Thankfully, Steinman eased up on the controls long enough to let one of the world’s top singers take a crack at his baby. This is the version we’ve all heard, so I’ll keep my comments on the performance itself to a minimum. I have one major thought about this version, and it revolves largely around the incongruity between the music video and the song itself. Namely, we’ve got one of the most powerful (known) female voices in the world singing an unfathomably romantic (and, I’d argue, Romantic, if you wanna get highfalutin’ and artistic about it) song, and the video is immeasurably cheesy and theatrical in the worst sense of the word. I’m talking “hunky man crashing his chopper in a thunderstorm, only to return as a hunky-man-ghost riding a ghost-motorcycle through the halls of Céline Dion's mansion” cheesy.
The tone is completely different than the other two versions in a significant way, due to Dion’s power and range. Dion shows very little vocal vulnerability until the very end of the song, and then only momentarily. As opposed to the dark and surreal quality of the Pandora’s Box version, Dion’s song is largely triumphant, because, of course, the story of every Céline Dion song is that she’s a staggeringly talented woman with a supernatural voice who gets what she wants. Even though her hunky-man-ghost is destined to remain an apparition that she can only occasionally make out with, she seems to come to grips with the fact that her memories — and the entertainment of occasional candle-lit flashbacks in her beautiful mansion at dusk — ultimately made the affair worth it, despite its tragic end.
Meat Loaf and Marion Raven
That is not the case for the Meat Loaf version. Prepare yourself, because I’m about to take something people probably think of as very shlocky very seriously. I’ll start with the song itself.
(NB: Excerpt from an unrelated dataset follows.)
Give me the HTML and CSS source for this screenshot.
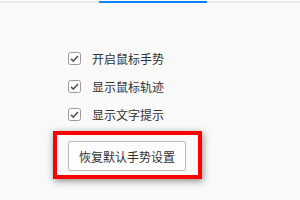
FILE: index.html
```html
<!doctype html>
<html lang="zh-CN">
<head>
    <meta charset="UTF-8">
    <title>鼠标手势</title>
    <link rel="stylesheet" href="styles.css">
</head>
<body>

<div class="tab-bar">
    <div class="tab-track">
        <div class="tab-active"></div>
    </div>
</div>

<ul class="options">
    <li>
        <svg class="check" width="13" height="13" viewBox="0 0 13 13">
            <rect x="0.5" y="0.5" width="12" height="12" rx="2" fill="#fff" stroke="#9a9a9a"/>
            <polyline points="3,6.8 5.3,9 10,4" fill="none" stroke="#555" stroke-width="1.6"/>
        </svg>
        <span>开启鼠标手势</span>
    </li>
    <li>
        <svg class="check" width="13" height="13" viewBox="0 0 13 13">
            <rect x="0.5" y="0.5" width="12" height="12" rx="2" fill="#fff" stroke="#9a9a9a"/>
            <polyline points="3,6.8 5.3,9 10,4" fill="none" stroke="#555" stroke-width="1.6"/>
        </svg>
        <span>显示鼠标轨迹</span>
    </li>
    <li>
        <svg class="check" width="13" height="13" viewBox="0 0 13 13">
            <rect x="0.5" y="0.5" width="12" height="12" rx="2" fill="#fff" stroke="#9a9a9a"/>
            <polyline points="3,6.8 5.3,9 10,4" fill="none" stroke="#555" stroke-width="1.6"/>
        </svg>
        <span>显示文字提示</span>
    </li>
</ul>

<div class="highlight">
    <button class="reset-btn">恢复默认手势设置</button>
</div>

</body>
</html>
```

FILE: styles.css
```css
* {
    padding: 0;
    margin: 0;
    list-style: none;
    box-sizing: border-box;
}

body {
    width: 300px;
    height: 200px;
    overflow: hidden;
    background-color: #f9f9f9;
    font-family: "Noto Sans CJK SC", "Noto Sans", sans-serif;
    font-size: 12px;
    color: #333;
}

.tab-bar {
    padding-top: 1px;
}

.tab-bar .tab-track {
    height: 2px;
    background-color: #ebebeb;
}

.tab-bar .tab-active {
    margin-left: 99px;
    width: 108px;
    height: 2px;
    background-color: #0a84ff;
}

.options {
    margin-top: 41px;
    padding-left: 68px;
}

.options li {
    display: flex;
    align-items: center;
    height: 28px;
}

.options .check {
    display: block;
    margin-right: 11px;
}

.highlight {
    display: flex;
    margin: 3px 0 0 53px;
    width: 149px;
    height: 48px;
    padding: 6px 12px 4px 11px;
    border: 4px solid #ff0000;
    box-shadow: 1px 2px 7px rgba(0, 0, 0, 0.45);
}

.highlight .reset-btn {
    width: 118px;
    height: 30px;
    background-color: #fdfdfd;
    border: 1px solid #bcbcbc;
    border-radius: 2px;
    font-family: inherit;
    font-size: 12px;
    color: #333;
}
```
Meat Loaf, I believe, correctly argued that “It’s All Coming Back” should be a duet, and he did so all over this song. Marion Raven’s sharp and clear voice is a wonderful companion to Meat Loaf’s soul and strength. I think a lot of people are of the incorrect opinion in regard to Meat Loaf. The operatic vibrato he applies to his voice on the long notes in this song, and the delicacy and vulnerability in his voice when he rises in the first chorus are deeply emotive and affecting (“It’s so hard to be-lieve” at 1:25 is a chest-caver). He’s not a simple crooner or bellower, though we’ve all obviously heard him burn down a rock and roll number like he was born to it, because he was, in fact, born to it. But what was once a quasi-facetious play-up of over-the-top crooning in the late seventies for Meat Loaf revealed a capability that he’s molded into a passionate, unique vocal persona, and it comes out beautifully in his duet with Raven.
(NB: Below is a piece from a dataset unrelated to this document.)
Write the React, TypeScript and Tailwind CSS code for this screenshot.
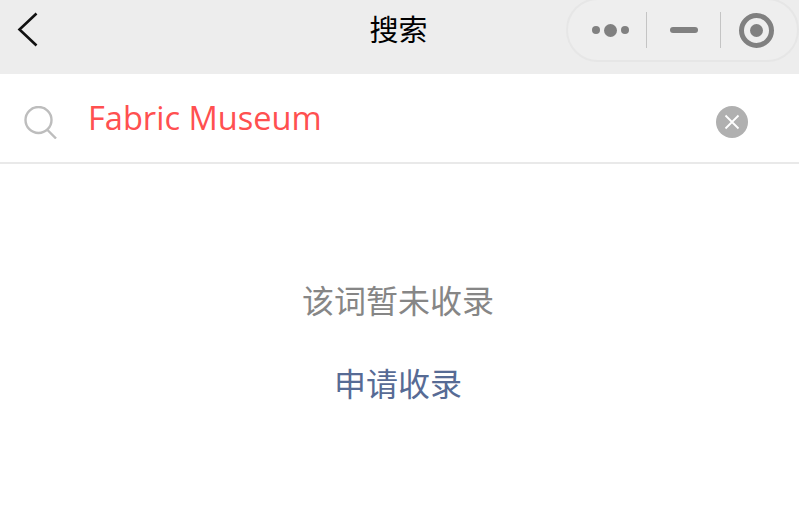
import React from 'react';

const cjk = "font-['Open_Sans','Noto_Sans_CJK_SC',sans-serif]";

const Capsule = () => {
  return (
    <div className="absolute right-[0px] top-[-2px] flex h-[64px] w-[233px] items-center rounded-[32px] border-2 border-[#e6e6e6] bg-[#eeeeee]">
      <div className="flex w-[78px] items-center justify-center gap-[4px] pl-[6px]">
        <span className="h-[8px] w-[8px] rounded-full bg-[#808080]"></span>
        <span className="h-[13px] w-[13px] rounded-full bg-[#808080]"></span>
        <span className="h-[8px] w-[8px] rounded-full bg-[#808080]"></span>
      </div>
      <div className="h-[36px] w-px bg-[#c4c4c4]"></div>
      <div className="flex w-[73px] items-center justify-center">
        <span className="h-[6px] w-[28px] rounded-full bg-[#808080]"></span>
      </div>
      <div className="h-[36px] w-px bg-[#c4c4c4]"></div>
      <div className="flex flex-1 items-center justify-center pr-[5px]">
        <span className="flex h-[35px] w-[35px] items-center justify-center rounded-full border-[5px] border-[#808080]">
          <span className="h-[13px] w-[13px] rounded-full bg-[#808080]"></span>
        </span>
      </div>
    </div>
  );
};

export default function App() {
  return (
    <div className={`h-[523px] w-[799px] overflow-hidden bg-white ${cjk}`}>
      {/* Title bar */}
      <div className="relative flex h-[74px] items-start justify-center bg-[#ededed] pr-[2px] pt-[10px]">
        <svg className="absolute left-[17px] top-[12px]" width="22" height="35" viewBox="0 0 22 35" fill="none">
          <path d="M19.5 1.5 L2.5 17.5 L19.5 33.5" stroke="#111" strokeWidth="2.6" />
        </svg>
        <span className="text-[29px] leading-[40px] text-black">搜索</span>
        <Capsule />
      </div>

      {/* Search row */}
      <div className="flex h-[90px] items-center border-b-2 border-[#e9e9e9] pl-[24px] pr-[51px]">
        <svg className="mt-[8px] shrink-0" width="33" height="33" viewBox="0 0 33 33" fill="none">
          <circle cx="14.5" cy="14" r="13" stroke="#bdbdbd" strokeWidth="2.4" />
          <path d="M23.5 24 L32 32.5" stroke="#bdbdbd" strokeWidth="2.4" />
        </svg>
        <span className="ml-[31px] flex-1 text-[32.6px] leading-[44px] text-[#ff5050]">Fabric Museum</span>
        <span className="mt-[8px] flex h-[32px] w-[32px] items-center justify-center rounded-full bg-[#b0b0b0]">
          <svg width="16" height="16" viewBox="0 0 16 16" fill="none">
            <path d="M1.5 1.5 L14.5 14.5 M14.5 1.5 L1.5 14.5" stroke="#fff" strokeWidth="1.8" />
          </svg>
        </span>
      </div>

      {/* Empty state */}
      <div className="flex flex-col items-center pr-[3px] pt-[115px]">
        <p className="text-[32px] leading-[44px] text-[#868686]">该词暂未收录</p>
        <p className="mt-[39px] text-[32px] leading-[44px] text-[#576b95]">申请收录</p>
      </div>
    </div>
  );
}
As for the video, it’s by far the strongest of the three. Now, this is not a huge accomplishment, because the other two are, as argued, trash. This video is not. This video quite recognizably means something and carries an actual, realized message. It opens with a visibly distraught Meat Loaf confronting both material and ghostly apparitions of the object of his love in a beautiful mansion. We are made to understand that this woman has died, and that he is followed by the memories of their passion. The implication made by the video is rather poignant: his love, played by the young, pretty Raven, is shown late in the video to have died in a car crash, speeding recklessly, all tears and running eyeliner, presumably distraught over some argument the two had. It would be harrowing enough if this was meant to be a straightforward depiction of a recent event: the aging gentleman loses his much-younger companion in a tragic accident. However, if you accept the distance between their ages (Meat Loaf is old enough to be Raven’s father) as evidence of the time that has passed since her death, rather than indicating a May-December romance (her apparition remains the age they were when she lost her life, while his living body ages), then you’ve got a man pushing sixty who lives alone, haunted for decades by the memory of his loss.
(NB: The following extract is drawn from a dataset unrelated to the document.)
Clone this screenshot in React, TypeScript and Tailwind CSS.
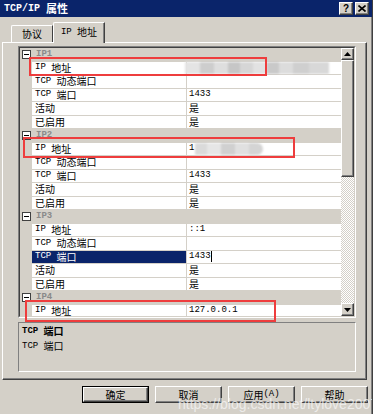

Now, about this mansion where Meat Loaf resides: whereas the mansion seemed an arbitrary setting in the Dion video — just a space large enough for the singer to run around with her dress cascading behind her and a motorcycle to rip through — in the Meat Loaf version, it takes on a symbolic significance. A house of any size would become an empty, cavernous mansion in the absence of that love that once inhabited it. The moment at the end where Meat Loaf vulnerably sings into a mirror bearing Raven’s reflection: “If you forgive me all this/If I forgive you all that/We forgive and forget/And it’s all coming back to me” becomes a soul-shattering moment where Meat Loaf's heartbroken character makes it very clear that he blames himself for her death. Tragically, she's gone, and there's no chance to receive that forgiveness, or for her to come back to him, which are two desires so great that he literally envisions her moving around within the confines of his lonely, reclusive world. The song becomes more than an ode to romantic memory; it transforms into a cautionary tale about how life is too short and fleeting to allow yourself to hurt someone you love.
This is how this song should be remembered and appreciated, and perhaps the most interesting thing is, there’s no evidence that Jim Steinman himself has wrapped his head around that. Perhaps he doesn’t need to: Céline Dion scored an enormous hit with his song — her album containing the hit sold thirty million copies worldwide — and he got what he wanted — a powerful, female-fronted version of his attempt to write “the most passionate, romantic song” of which he was capable. On his personal website in 2006, around the time of the Meat Loaf version, Steinman made his intentions known: “It's about obsession, and that can be scary because you're not in control, and you don't know where it's going to stop. It says that, at any point in somebody's life, when they loved somebody strongly enough and that person returns, a certain touch, a certain physical gesture can turn them from being defiant and disgusted with this person to being subservient again. And it's not just a pleasurable feeling that comes back, it's the complete terror and loss of control that comes back. And I think that's ultimately a great weapon.”
Fair enough: the artist is allowed to cast their own intentions as the true meaning behind their art. But truly great songs often have an afterlife outside of what their creator intended and additional meanings that may derive from others’ involvement in their artistic process. "It's All Coming Back To Me Now" is one of those great songs.